For dessert, try the Crème Catalane, a regional variation on Crème Brulee that replaces the vanilla in the custard with orange or lemon zest and cinnamon.
The South West – Aquitaine and Midi-Pyrenees
The South-western corner of France, on the border with Spain, is well known for popular resorts such as Biarritz and for the western Pyrenean Mountains. You’ll find the famous vineyards of Bordeaux here, along with sandy beaches, flat lands and, in the far South West, quite a bit of seafront development.
The area around the Pyrenees National Park is rich in fruit, especially peaches, apricots and stoned fruits, as well as being famous for meats and sausages, including world-renowned Bayonne ham. Travel to Toulouse for delicious sausages made with pork, smoked bacon, wine and garlic, as well as France’s famous Roquefort cheese – a blue cheese made from ewe’s milk.
- For an elegant restaurant with a view, L’Amphityron is perfect. You’ll find it in Colomiers, situated on the edge of a forest and overlooking Toulouse’s pretty pink buildings. The chef is well known for idiosyncratic dishes, especially poultry – and according to reviewers, the free range duck is a particularly delicious specialty.
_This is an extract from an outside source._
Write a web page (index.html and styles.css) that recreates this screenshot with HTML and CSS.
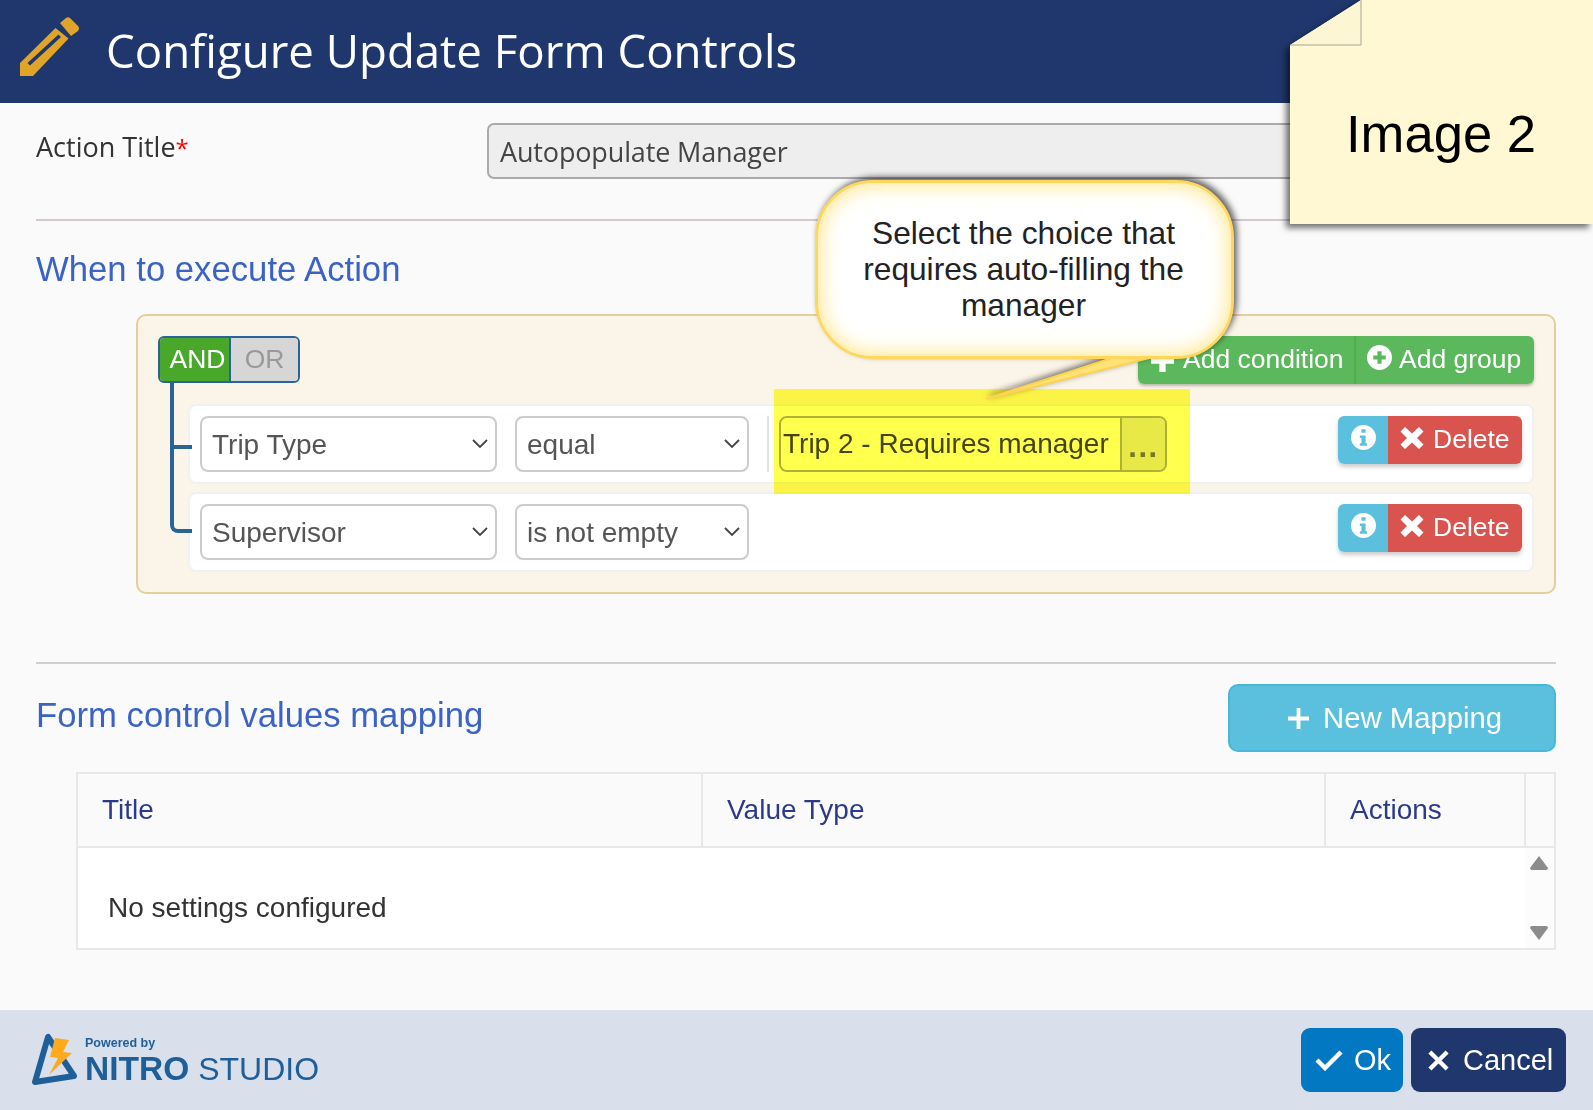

One of the local specialties of the Dordogne area of France is its world famous Perigord truffles. If you can’t stretch to truffles, you could always try the local goat’s cheese, which is usually served grilled (chevre tiede) and with a salad. If you’re a fan, hunt down the preserved goat’s cheese flavoured with herbs too.
Something to drink…
Languedoc-Roussillon and Provence-Alpes-Cote d’Azur obviously can’t compete with Bordeaux in the South West when it comes to wine, but the wines from both regions can be utterly delicious. If you’re in St Tropez try the local rosé, Estandon and if red is your favorite tipple, Bandol is a good quality red. Lovers of dessert wines will enjoy the Muscadet de Cassis. For an aperitif, try the Pastis – a locally produced spirit made with anise.